批評/review

《 その先の眺め 》 服部浩之

皆既日食で薄暗くなった白昼の空に花火を打ち上げ、その風景を眺め、響き渡る音に聴き入ったのは2009年の夏だった。花火は北九州市和布刈(めかり)公園の高台にある砲台跡地から打ち上げられ、我々は関門海峡を挟んだ下関側の戦争遺構跡がある火の山公園の展望台で、ビデオカメラを手にその様子を眺めていた。震災が起こる以前だったが、少し不吉な暗さをもつ空に美しい花火が散る様を眺めるのは、かつてあった、そしてこれからも世界のどこかで起こるかもしれない戦争について想いを巡らせ、日常生活が何らかの要因で突然途絶えてしまう可能性があることを意識するには充分な経験だった。下道基行を中心に僕も含め5人のメンバーが主催した《Re-Fort PROJECT 5─太陽が隠れるとき、僕らの花火が打ちあがる》の概要を書き出すとこんなところだろう。あれから既に5年が経過していた。

戦後放置された軍事施設の廃墟を探し出し、その新しい使い方を話し合い考え、そして実際になんらかの方法で使ってみて、また何事もなかったように元の状態に戻す、というのがRe-Fortの一連の流れだ。

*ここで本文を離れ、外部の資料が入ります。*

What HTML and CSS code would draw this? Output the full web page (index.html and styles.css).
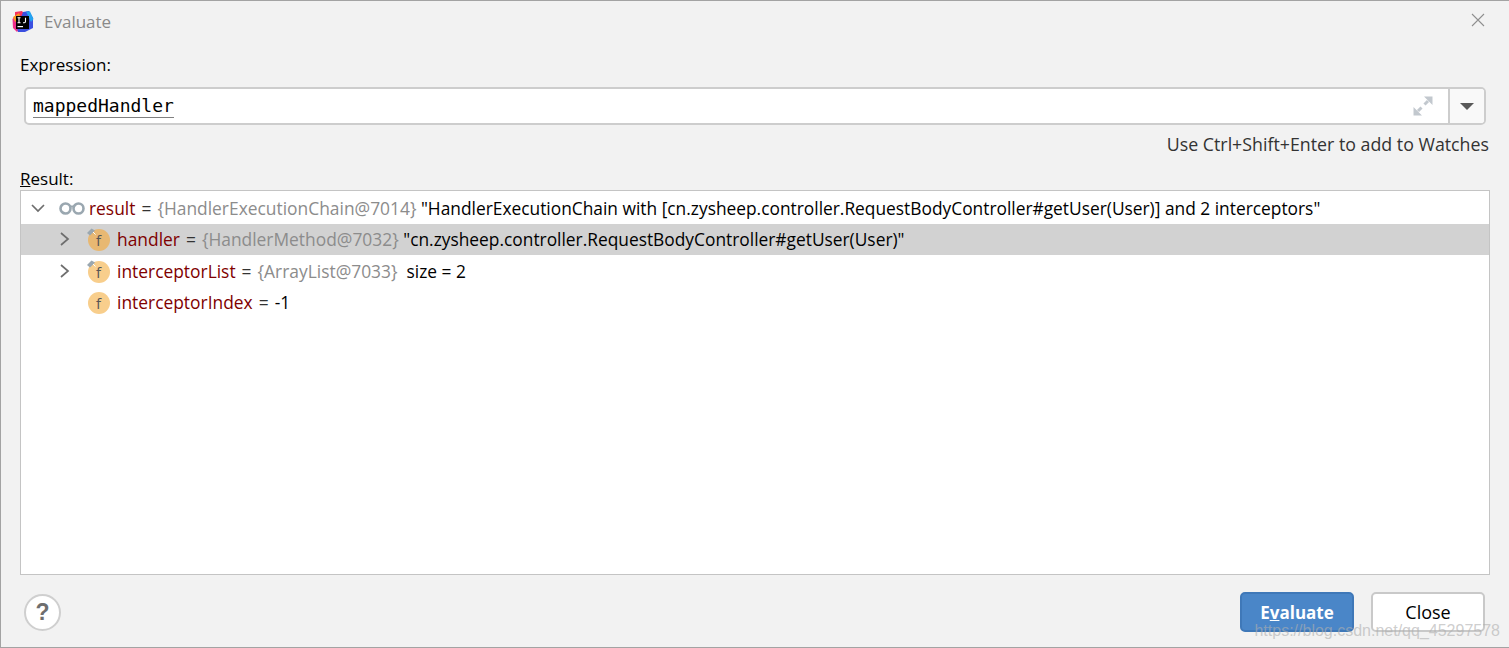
FILE: index.html
```html
<!DOCTYPE html>
<html lang="en">
<head>
<meta charset="utf-8">
<title>Evaluate</title>
<link rel="stylesheet" href="styles.css">
</head>
<body>
<div class="dialog">
  <header class="titlebar">
    <svg class="logo" width="22" height="22" viewBox="0 0 22 22">
      <path d="M3 1 L10 0 L13 4 L3 8Z" fill="#f5305f"/>
      <path d="M0.5 8 L4 4 L8 17 L5 21 L1 17Z" fill="#ee2f8a"/>
      <path d="M11 1 L17 0 L21 7 L21 17 L13 21 L6 21 L5 17Z" fill="#3b4fe0"/>
      <path d="M14 0.5 L18 0.5 L21.5 8 L19 11Z" fill="#23a3f0"/>
      <path d="M1 6 L7 2 L9 7 L3 11Z" fill="#f7941e"/>
      <rect x="4" y="5" width="13" height="13" fill="#000"/>
      <rect x="5.5" y="15" width="5.5" height="1.2" fill="#fff"/>
      <path d="M5.5 6.8h3M7 6.8v5M5.5 11.8h3M13.5 6.8v3.8q0 1.2-1.2 1.2h-1.3" fill="none" stroke="#fff" stroke-width="1.1"/>
    </svg>
    <span class="title">Evaluate</span>
    <svg class="close-x" width="14" height="14" viewBox="0 0 14 14"><path d="M1 1L13 13M13 1L1 13" stroke="#8f8f8f" stroke-width="1.1" fill="none"/></svg>
  </header>

  <main class="content">
    <label class="label expr-label">Expression:</label>
    <div class="expr-box">
      <div class="expr-input">
        <span class="expr-text">mappedHandler</span>
        <svg class="expand" width="20" height="20" viewBox="0 0 20 20">
          <path d="M11 0.5h8.500v8.500z M9 19.500h-8.500v-8.500z" fill="#c2c8ce"/>
          <path d="M15 5L11.500 8.500M5 15L8.500 11.500" stroke="#c2c8ce" stroke-width="3" fill="none"/>
        </svg>
      </div>
      <div class="expr-drop"><span class="tri"></span></div>
    </div>
    <div class="hint">Use Ctrl+Shift+Enter to add to Watches</div>
    <label class="label result-label"><u>R</u>esult:</label>

    <div class="tree">
      <div class="row lvl0">
        <svg class="arrow" width="14" height="14" viewBox="0 0 14 14"><path d="M1 4L7 10L13 4" fill="none" stroke="#6e6e6e" stroke-width="1.7"/></svg>
        <svg class="glasses" width="26" height="14" viewBox="0 0 26 14"><circle cx="6.500" cy="7.500" r="5" fill="none" stroke="#9aa7b0" stroke-width="2.600"/><circle cx="19.500" cy="7.500" r="5" fill="none" stroke="#9aa7b0" stroke-width="2.600"/><path d="M11 5.500h4" stroke="#9aa7b0" stroke-width="2"/></svg>
        <span class="name">result</span><span class="eq"> = </span><span class="ref">{HandlerExecutionChain@7014}</span><span class="val"> "HandlerExecutionChain with [cn.zysheep.controller.RequestBodyController#getUser(User)] and 2 interceptors"</span>
      </div>
      <div class="row lvl1 selected">
        <svg class="arrow" width="14" height="16" viewBox="0 0 14 16"><path d="M3 2L10 8L3 14" fill="none" stroke="#6e6e6e" stroke-width="1.7"/></svg>
        <span class="field">
          <svg width="26" height="26" viewBox="0 0 26 26"><circle cx="14" cy="14" r="11" fill="#e8b872"/><path d="M2 7L6.500 2.500L10 4.500L5 9.500Z" fill="#9aa7b0"/><path d="M8 6l2.500 2.500" stroke="#fff" stroke-width="1"/></svg>
          <i class="f">f</i>
        </span>
        <span class="name">handler</span><span class="eq"> = </span><span class="ref">{HandlerMethod@7032}</span><span class="val"> "cn.zysheep.controller.RequestBodyController#getUser(User)"</span>
      </div>
      <div class="row lvl1">
        <svg class="arrow" width="14" height="16" viewBox="0 0 14 16"><path d="M3 2L10 8L3 14" fill="none" stroke="#6e6e6e" stroke-width="1.7"/></svg>
        <span class="field">
          <svg width="26" height="26" viewBox="0 0 26 26"><circle cx="14" cy="14" r="11" fill="#f8ce8c"/><path d="M2 7L6.500 2.500L10 4.500L5 9.500Z" fill="#9aa7b0"/><path d="M8 6l2.500 2.500" stroke="#fff" stroke-width="1"/></svg>
          <i class="f">f</i>
        </span>
        <span class="name">interceptorList</span><span class="eq"> = </span><span class="ref">{ArrayList@7033}</span><span class="val">&nbsp; size = 2</span>
      </div>
      <div class="row lvl1">
        <span class="arrow-gap"></span>
        <span class="field">
          <svg width="26" height="26" viewBox="0 0 26 26"><circle cx="14" cy="14" r="11" fill="#f8ce8c"/></svg>
          <i class="f">f</i>
        </span>
        <span class="name">interceptorIndex</span><span class="eq"> = </span><span class="val">-1</span>
      </div>
    </div>
  </main>

  <footer class="footer">
    <button class="help">?</button>
    <div class="actions">
      <button class="btn primary">E<u>v</u>aluate</button>
      <button class="btn">Close</button>
    </div>
  </footer>
  <div class="watermark">https://blog.csdn.net/qq_45297578</div>
</div>
</body>
</html>
```

FILE: styles.css
```css
* { box-sizing: border-box; }
html, body { margin: 0; height: 100%; }
body { width: 1509px; height: 648px; overflow: hidden; background: #f2f2f2; font-family: "Open Sans", "Noto Sans", sans-serif; font-size: 17px; color: #000; }
.dialog { position: relative; width: 1509px; height: 648px; border-top: 1px solid #a3a3a3; border-left: 1px solid #a3a3a3; border-bottom: 1px solid #a3a3a3; background: #f2f2f2; display: flex; flex-direction: column; }
.titlebar { height: 41px; display: flex; align-items: center; padding: 0 24px 0 11px; flex: none; }
.logo { flex: none; }
.title { margin-left: 10px; color: #8a8a8a; font-size: 17px; flex: 1; }
.close-x { flex: none; margin-top: -4px; }
.content { flex: 1; padding: 0 19px; display: flex; flex-direction: column; min-height: 0; }
.label { display: block; line-height: 24px; }
.expr-label { height: 24px; margin-top: 11px; }
.expr-box { display: flex; height: 40px; margin: 10px 4px 0 4px; border: 2px solid #cdcdcd; border-radius: 5px; background: #fff; overflow: hidden; }
.expr-input { flex: 1; display: flex; align-items: center; justify-content: space-between; padding: 0 15px 0 7px; }
.expr-text { font-family: "DejaVu Sans Mono", monospace; font-size: 18px; line-height: 22px; border-bottom: 1px solid #808080; color: #000; }
.expand { flex: none; }
.expr-drop { width: 36px; flex: none; border-left: 2px solid #cdcdcd; background: #f9f9f9; display: flex; align-items: center; justify-content: center; }
.tri { width: 0; height: 0; border-left: 7px solid transparent; border-right: 7px solid transparent; border-top: 7px solid #595959; }
.hint { text-align: right; line-height: 24px; margin-top: 7px; padding-right: 1px; color: #333; font-size: 17.8px; }
.result-label { margin-top: 11px; height: 23px; }
.tree { height: 385px; background: #fff; border: 1px solid #c4c4c4; padding-top: 1px; flex: none; font-size: 17.4px; }
.row { height: 31.5px; display: flex; align-items: center; }
.lvl0 { padding-left: 10px; }
.lvl1 { padding-left: 37px; }
.selected { background: #d2d2d2; }
.arrow { flex: none; }
.arrow-gap { width: 14px; flex: none; }
.glasses { flex: none; margin-left: 14px; margin-right: 4px; }
.field { position: relative; width: 26px; height: 26px; margin: 0 6px 0 13px; flex: none; }
.field svg { display: block; }
.f { position: absolute; left: 11px; top: 3px; font-style: normal; font-size: 15px; line-height: 22px; color: #555; }
.name, .eq, .ref, .val { white-space: pre; }
.name { color: #7f0000; }
.eq { color: #333; margin: 0 1.5px; }
.ref { color: #8c8c8c; }
.val { color: #000; font-size: 17.35px; }
.footer { height: 72px; flex: none; display: flex; align-items: flex-start; justify-content: space-between; padding: 17px 24px 0 23px; }
.help { width: 37px; height: 37px; margin-top: 2px; border-radius: 50%; border: 2px solid #cfcfcf; background: #fff; font: bold 23px "Liberation Sans", sans-serif; color: #6e6e6e; padding: 0; }
.actions { display: flex; gap: 17px; }
.btn { width: 114px; height: 40px; border-radius: 5px; border: 2px solid #c9c9c9; background: #fff; font-family: inherit; font-size: 18px; color: #000; padding: 0; }
.btn.primary { background: #4a86c8; border-color: #3f78b8; color: #fff; font-weight: 700; font-size: 17px; }
.watermark { position: absolute; right: 9px; bottom: 7px; font-family: "Liberation Sans", sans-serif; font-size: 16px; color: rgba(175,175,175,0.62); pointer-events: none; white-space: nowrap; }
```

日本の海岸線には、戦争のためにつくられた建築が役目を終え、姿を変えつつもまだ多数残存している。これらの建築の多くは実際に戦闘で使用されたことはほとんどなく、外敵の侵入を防ぐための監視の場、あるいは抑止力として機能していた。外敵を見張るために遠くまで眺められる必要がある軍事施設は、常に見晴らしのよい場所に設置された。この戦争建築がそもそも本質的に備える特性に着目したのが、《Re-Fort PROJECT 6─海を眺める方法》だ。兵士に替わって画家が、武器を絵筆に持ち替え、海を眺めその先にみえる風景を描く。絵画は風景を記録する方法として重要なメディアである。
この作品では、鋭い観察眼を持って風景を眺め独自に解釈して出力する専門家としての画家が風景を描く様子を、さらにその後ろから私たち鑑賞者が眺める構造となっている。兵士たちは海の先に存在するかもしれない外敵を必死に探していたのだろうか。あるいはその美しい風景にときに目を奪われていたのだろうか。眺めるための場所で、その当時とは異なった目的で異なった方法で眺めている画家の背後では、ほんの少しかつて様子を想像することができるかもしれない。遠くを眺めるための望遠鏡も戦争のために発展し利用されたのではと想像してみたり、女子中高生が着るセーラー服が元々水兵の服であったことが思い出されたりすると、意外と私たちの生活と遠くない地点に、戦争は常にあるということが見えてくるだろう。
戦争をきっかけに、眺めるという行為の本質的な可能性を問う本作を前にし、私たちはその先に如何なる未来を描出することができるだろうか。